Without any pictures, restate the lines from the one containing "What React, TypeScript" to the one containing "number; key: string;", word for word, ends included.

%%

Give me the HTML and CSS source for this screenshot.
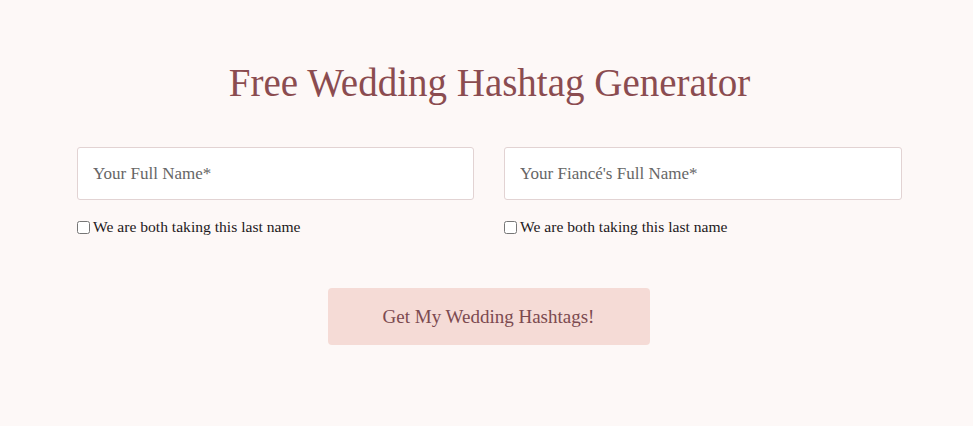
FILE: index.html
```html
<!DOCTYPE html>
<html lang="en">
<head>
<meta charset="utf-8">
<title>Free Wedding Hashtag Generator</title>
<link rel="stylesheet" href="styles.css">
</head>
<body>
<main class="wrap">
  <h1 class="title">Free Wedding Hashtag Generator</h1>
  <form class="form">
    <div class="fields">
      <div class="field">
        <input class="input" type="text" placeholder="Your Full Name*">
        <label class="check"><input type="checkbox"> We are both taking this last name</label>
      </div>
      <div class="field">
        <input class="input" type="text" placeholder="Your Fiancé's Full Name*">
        <label class="check"><input type="checkbox"> We are both taking this last name</label>
      </div>
    </div>
    <div class="actions">
      <button class="btn" type="button">Get My Wedding Hashtags!</button>
    </div>
  </form>
</main>
</body>
</html>
```
FILE: styles.css
```css
html, body {
  margin: 0;
  padding: 0;
  background: #fdf8f7;
}
body {
  font-family: "Liberation Serif", "Times New Roman", serif;
  color: #222;
}
.wrap {
  width: 825px;
  margin: 0 auto;
  padding: 57px 0 0 6px;
}
.title {
  margin: 0;
  text-align: center;
  font-weight: 400;
  font-size: 39px;
  line-height: 52px;
  color: #8b4c50;
}
.form {
  margin-top: 38px;
}
.fields {
  display: grid;
  grid-template-columns: 397px 398px;
  column-gap: 30px;
}
.field {
  display: flex;
  flex-direction: column;
}
.input {
  box-sizing: border-box;
  height: 53px;
  border: 1px solid #e2d3d3;
  border-radius: 3px;
  background: #fff;
  padding: 0 15px;
  font-family: inherit;
  font-size: 17px;
  color: #333;
  outline: none;
}
.input::placeholder {
  color: #666;
}
.check {
  margin-top: 18px;
  display: flex;
  align-items: center;
  gap: 3px;
  font-size: 15.6px;
  line-height: 18px;
  color: #1e1a22;
}
.check input {
  margin: 0;
  width: 13px;
  height: 13px;
}
.actions {
  display: flex;
  justify-content: center;
  margin-top: 52px;
  padding-right: 2px;
}
.btn {
  width: 322px;
  height: 57px;
  border: 0;
  border-radius: 4px;
  background: #f5dbd6;
  color: #7c4a50;
  font-family: inherit;
  font-size: 19px;
  cursor: pointer;
}
```
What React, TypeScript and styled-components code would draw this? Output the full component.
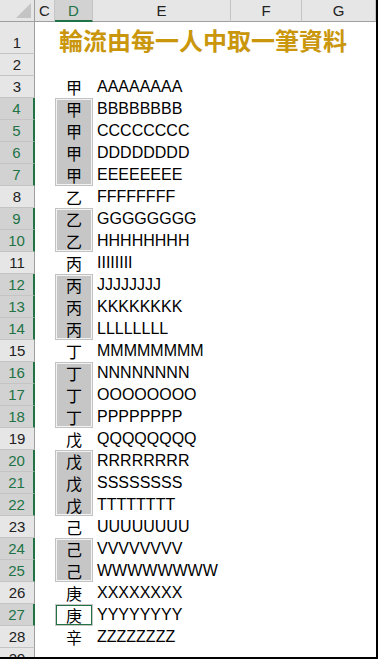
import React from 'react';
import styled, { createGlobalStyle } from 'styled-components';

type Entry = { row: number; key: string; value: string };

const entries: Entry[] = [
  { row: 3, key: '甲', value: 'AAAAAAAA' },
  { row: 4, key: '甲', value: 'BBBBBBBB' },
  { row: 5, key: '甲', value: 'CCCCCCCC' },
  { row: 6, key: '甲', value: 'DDDDDDDD' },
  { row: 7, key: '甲', value: 'EEEEEEEE' },
  { row: 8, key: '乙', value: 'FFFFFFFF' },
  { row: 9, key: '乙', value: 'GGGGGGGG' },
  { row: 10, key: '乙', value: 'HHHHHHHH' },
  { row: 11, key: '丙', value: 'IIIIIIII' },
  { row: 12, key: '丙', value: 'JJJJJJJJ' },
  { row: 13, key: '丙', value: 'KKKKKKKK' },
  { row: 14, key: '丙', value: 'LLLLLLLL' },
  { row: 15, key: '丁', value: 'MMMMMMMM' },
  { row: 16, key: '丁', value: 'NNNNNNNN' },
  { row: 17, key: '丁', value: 'OOOOOOOO' },
  { row: 18, key: '丁', value: 'PPPPPPPP' },
  { row: 19, key: '戊', value: 'QQQQQQQQ' },
  { row: 20, key: '戊', value: 'RRRRRRRR' },
  { row: 21, key: '戊', value: 'SSSSSSSS' },
  { row: 22, key: '戊', value: 'TTTTTTTT' },
  { row: 23, key: '己', value: 'UUUUUUUU' },
  { row: 24, key: '己', value: 'VVVVVVVV' },
  { row: 25, key: '己', value: 'WWWWWWWW' },
  { row: 26, key: '庚', value: 'XXXXXXXX' },
  { row: 27, key: '庚', value: 'YYYYYYYY' },
  { row: 28, key: '辛', value: 'ZZZZZZZZ' },
];

const ranges: [number, number][] = [
  [4, 7],
  [9, 10],
  [12, 14],
  [16, 18],
  [20, 22],
  [24, 25],
];
const activeRow = 27;

const columns = ['C', 'D', 'E', 'F', 'G'];
const rowNumbers = Array.from({ length: 29 }, (_, i) => i + 1);

const isSelected = (row: number): boolean =>
  row === activeRow || ranges.some(([a, b]) => row >= a && row <= b);

const App: React.FC = () => (
  <>
    <GlobalStyle />
    <Sheet>
      <Corner>
        <svg width="15" height="15" viewBox="0 0 15 15">
          <polygon points="15,0 15,15 0,15" fill="#c4c4c4" />
        </svg>
      </Corner>
      {columns.map((col, i) => (
        <ColHeader key={col} $col={i + 2} $selected={col === 'D'}>{col}</ColHeader>
      ))}
      {rowNumbers.map((row) => (
        <RowHeader key={row} $row={row + 1} $selected={isSelected(row)}>{row}</RowHeader>
      ))}

      {ranges.map(([a, b]) => (
        <Selection key={a} $from={a + 1} $to={b + 2} />
      ))}
      <ActiveCell $row={activeRow + 1} />

      <Title>輪流由每一人中取一筆資料</Title>
      {entries.map((e) => (
        <React.Fragment key={e.row}>
          <KeyCell $row={e.row + 1}>{e.key}</KeyCell>
          <ValueCell $row={e.row + 1}>{e.value}</ValueCell>
        </React.Fragment>
      ))}
    </Sheet>
  </>
);

const GlobalStyle = createGlobalStyle`
  html, body {
    margin: 0;
    padding: 0;
    background: #ffffff;
  }
  body {
    font-family: "Liberation Sans", Arial, sans-serif;
  }
`;

const Sheet = styled.div`
  display: grid;
  grid-template-columns: 35px 20px 38px 138px 71px 74px;
  grid-template-rows: 22px 32px repeat(28, 22px);
  width: 378px;
  height: 659px;
  box-sizing: border-box;
  border-right: 2px solid #000;
  border-bottom: 2px solid #000;
  overflow: hidden;
  background: #fff;
`;

const Corner = styled.div`
  grid-row: 1;
  grid-column: 1;
  display: flex;
  align-items: flex-end;
  justify-content: flex-end;
  padding: 0 3px 3px 0;
  background: #e6e6e6;
  border-right: 1px solid #9f9f9f;
  border-bottom: 1px solid #9f9f9f;
  box-sizing: border-box;
`;

const ColHeader = styled.div<{ $col: number; $selected: boolean }>`
  grid-row: 1;
  grid-column: ${(p) => p.$col};
  display: flex;
  align-items: center;
  justify-content: center;
  box-sizing: border-box;
  background: ${(p) => (p.$selected ? '#d2d2d2' : '#e6e6e6')};
  border-right: 1px solid #c4c4c4;
  border-bottom: ${(p) => (p.$selected ? '2px solid #217346' : '1px solid #9f9f9f')};
  color: ${(p) => (p.$selected ? '#217346' : '#222')};
  font-size: 15px;
  padding-top: ${(p) => (p.$selected ? '1px' : '0')};
`;

const RowHeader = styled.div<{ $row: number; $selected: boolean }>`
  grid-row: ${(p) => p.$row};
  grid-column: 1;
  display: flex;
  align-items: flex-end;
  justify-content: center;
  box-sizing: border-box;
  padding-bottom: 1px;
  background: ${(p) => (p.$selected ? '#d2d2d2' : '#e6e6e6')};
  border-bottom: 1px solid #c4c4c4;
  border-right: ${(p) => (p.$selected ? '2px solid #217346' : '1px solid #9f9f9f')};
  color: ${(p) => (p.$selected ? '#217346' : '#222')};
  font-size: 15px;
  line-height: 19px;
`;

const Selection = styled.div<{ $from: number; $to: number }>`
  grid-column: 3;
  grid-row: ${(p) => p.$from} / ${(p) => p.$to};
  box-sizing: border-box;
  background: #c6c6c6;
  border: 1px solid #c2c2c2;
  box-shadow: inset 0 0 0 1px #f2f2f2;
`;

const ActiveCell = styled.div<{ $row: number }>`
  grid-column: 3;
  grid-row: ${(p) => p.$row};
  box-sizing: border-box;
  background: #fff;
  border: 1px solid #c6c6c6;
  box-shadow: inset 0 0 0 1px #217346;
`;

const Title = styled.div`
  grid-row: 2;
  grid-column: 3 / 7;
  display: flex;
  align-items: center;
  padding: 2px 0 0 4px;
  white-space: nowrap;
  font-family: "Noto Sans CJK TC", "Noto Sans CJK SC", sans-serif;
  font-size: 24px;
  font-weight: 700;
  color: #c9960c;
`;

const KeyCell = styled.div<{ $row: number }>`
  grid-row: ${(p) => p.$row};
  grid-column: 3;
  display: flex;
  align-items: center;
  justify-content: center;
  font-family: "Noto Sans CJK TC", "Noto Sans CJK SC", sans-serif;
  font-size: 16px;
  color: #000;
`;

const ValueCell = styled.div<{ $row: number }>`
  grid-row: ${(p) => p.$row};
  grid-column: 4 / 7;
  display: flex;
  align-items: center;
  padding-left: 4px;
  white-space: nowrap;
  font-size: 16px;
  color: #000;
`;

export default App;
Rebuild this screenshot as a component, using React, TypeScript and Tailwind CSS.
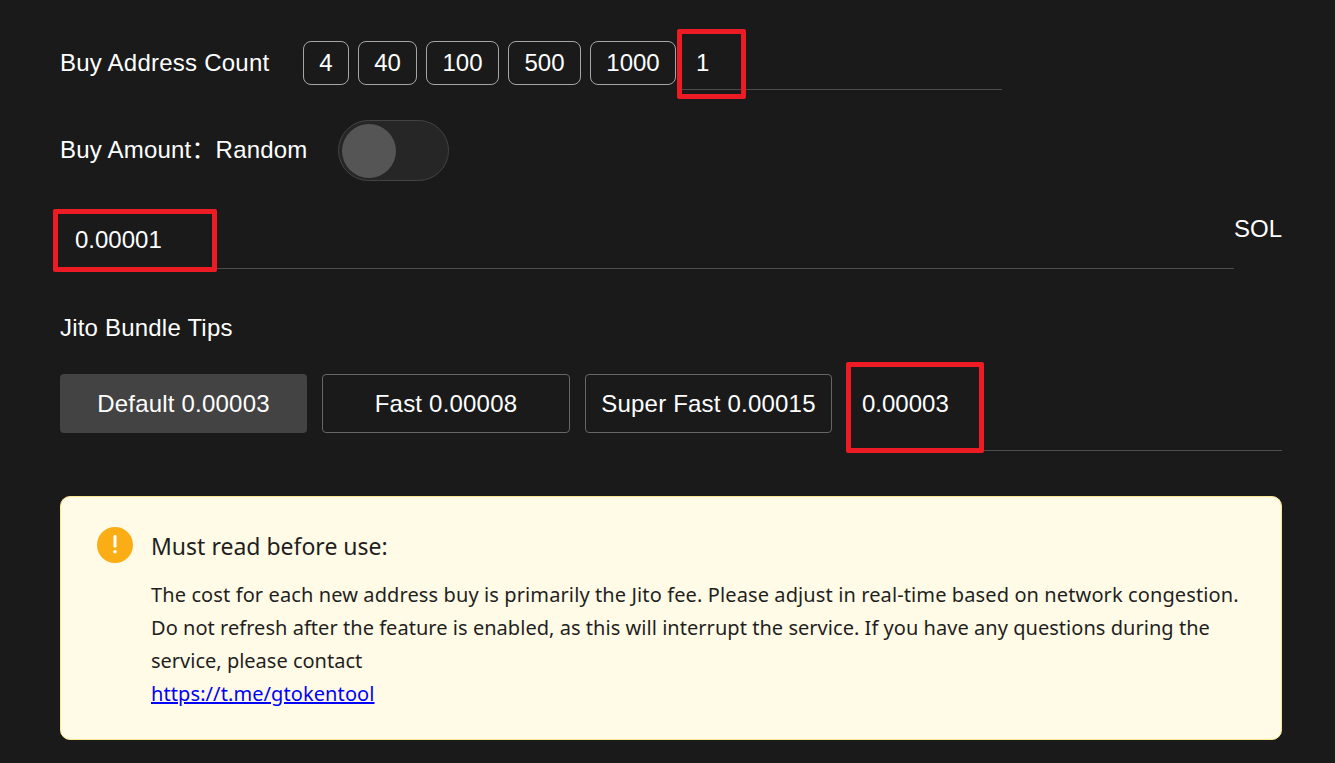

%%

PROBLEM SOLUTION:
What React, TypeScript and styled-components code would draw this? Output the full component.
import React from 'react';
import styled, { createGlobalStyle } from 'styled-components';

type Entry = { row: number; key: string; value: string };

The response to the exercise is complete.